The streamers' diabolical plan had worked: Get me in with the price low, then I'm hooked as costs climb.
With the amount I was spending on steaming per month set to skyrocket, things couldn't carry on like this. The mix-and-match, gut-busting buffet had to make way for a sensible a la carte option. I put together a plan that's now saving me the equivalent of over $50 a month — a kind of home-cooked Black Friday streaming deal, you could say — and with just a bit of time and energy spent on planning and admin, I'm going to help you do the same. Here's how I did it.
How to save money on subscriptions by organizing your watch lists by streamer
1. Find an organization app that works for you
The first step is finding an intuitive platform where you can organize the content you want to watch. I highly recommend Sofa — I used to use it for all sorts of entertainment, but given all the streamers, shows, and subscriptions to keep track of, I use it solely for TV and home movies now.
2. Create watch lists for each streamer
Use the app to keep track of which shows and home movies you want to watch and split them up by streamer. Heard about a great comedy that's new on Netflix? Stick it on the Netflix list. Your friend told you about one of the best new Paramount Plus movies? Add that to your Paramount Plus backlog.
3. Subscribe to the streamer with the most exciting list for a month, and turn off auto-renew
Once your streamer-specific watch lists have been created and you're ready to start watching, subscribe to the service with the most alluring list.

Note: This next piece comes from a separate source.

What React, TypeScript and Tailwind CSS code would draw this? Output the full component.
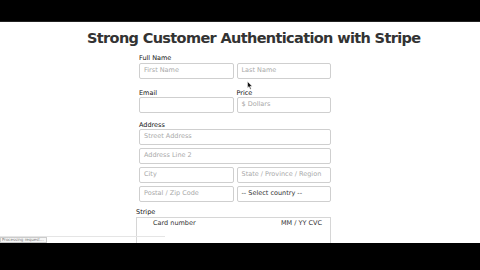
const font = { fontFamily: '"DejaVu Sans", Verdana, sans-serif' };

function Field({ placeholder, dark = false }: { placeholder?: string; dark?: boolean }) {
  return (
    <div
      className={`flex h-[16px] items-center rounded-[2px] border border-[#cfcfcf] bg-white px-[4px] text-[6.5px] ${
        dark ? "text-[#333]" : "text-[#a9a9a9]"
      }`}
    >
      {placeholder}
    </div>
  );
}

function Label({ children, className = "" }: { children: string; className?: string }) {
  return <p className={`text-[6.5px] leading-[7px] text-[#111] ${className}`}>{children}</p>;
}

export default function App() {
  return (
    <div className="flex h-[270px] w-[480px] flex-col bg-black" style={font}>
      <div className="h-[22px] shrink-0 border-b border-[#222]" />
      <div className="relative flex h-[221px] shrink-0 flex-col overflow-hidden bg-white">
        <h1 className="mt-[7px] pl-[87px] text-[14.5px] font-bold leading-[18px] tracking-[-0.65px] text-[#333]">
          Strong Customer Authentication with Stripe
        </h1>
        <div className="ml-[139px] mt-[8px] w-[192px]">
          <Label>Full Name</Label>
          <div className="mt-[1px] grid grid-cols-2 gap-[3px]">
            <Field placeholder="First Name" />
            <Field placeholder="Last Name" />
          </div>
          <div className="mt-[11px] grid grid-cols-2 gap-[3px]">
            <div>
              <Label>Email</Label>
              <Field />
            </div>
            <div>
              <Label>Price</Label>
              <Field placeholder="$ Dollars" />
            </div>
          </div>
          <Label className="mt-[9px]">Address</Label>
          <div className="flex flex-col gap-[3px]">
            <Field placeholder="Street Address" />
            <Field placeholder="Address Line 2" />
            <div className="grid grid-cols-2 gap-[3px]">
              <Field placeholder="City" />
              <Field placeholder="State / Province / Region" />
            </div>
            <div className="grid grid-cols-2 gap-[3px]">
              <Field placeholder="Postal / Zip Code" />
              <Field dark placeholder="-- Select country --" />
            </div>
          </div>
        </div>
        <div className="ml-[136px] mt-[7px] w-[195px]">
          <Label>Stripe</Label>
          <div className="mt-[1px] flex h-[30px] justify-between border border-[#d6d6d6] px-[16px] pt-[1px] text-[6.5px] text-[#333]">
            <span>Card number</span>
            <span className="-mr-[8px]">MM / YY CVC</span>
          </div>
        </div>
        <div className="absolute bottom-0 left-0 flex h-[7px] w-[165px] items-end border-t border-[#e5e5e5]">
          <div className="h-[6px] w-[47px] border border-[#ccc] bg-[#f6f6f6] px-[1px] text-[4px] leading-[4px] text-[#777]">
            Processing request...
          </div>
        </div>
        <svg className="absolute left-[247px] top-[59px]" width="6" height="9" viewBox="0 0 6 9">
          <path d="M0.5 0.5 L0.5 7 L2 5.6 L3.2 8.3 L4.2 7.9 L3.1 5.3 L5.2 5.3 Z" fill="#111" stroke="#fff" strokeWidth="0.5" />
        </svg>
      </div>
      <div className="flex-1 bg-black" />
    </div>
  );
}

Just make sure that once you've paid for the month, you turn off auto-renew or cancel right away so you aren't automatically billed. It's another hurdle between you and your next binge of the best Netflix movies, but in most cases, it's as easy as a few clicks.
4. When your subscription ends, repeat step 3.
Ready to tackle your Disney Plus backlog next? Or perhaps you haven't finished The Wheel of Time season 2 on Amazon Prime Video yet and need to sign up for another month to finish it off? Maybe this month you're on holiday and don't need to subscribe to anything. Regardless, go for what works for you.
The pros and cons of my churning system
And that's it. It really is as simple as that. The thing is, while there are plenty of benefits of what they call "churning" (and it's not just saving money), there are some drawbacks to the month-to-month approach:
Pro: You save money
Naturally this is the main motivator, so here's an example of how much I'm saving. The main services I'm interested in, along with their U.S. monthly costs are:
So, if I choose any service besides Netflix or Disney Plus' premium offerings, I'm saving over $50 a month. Then, with the money I've saved, I feel more comfortable when I do go for the relatively-expensive Netflix Premium. I'd rather pay for that a few times and get the best quality than suffer through ads all year.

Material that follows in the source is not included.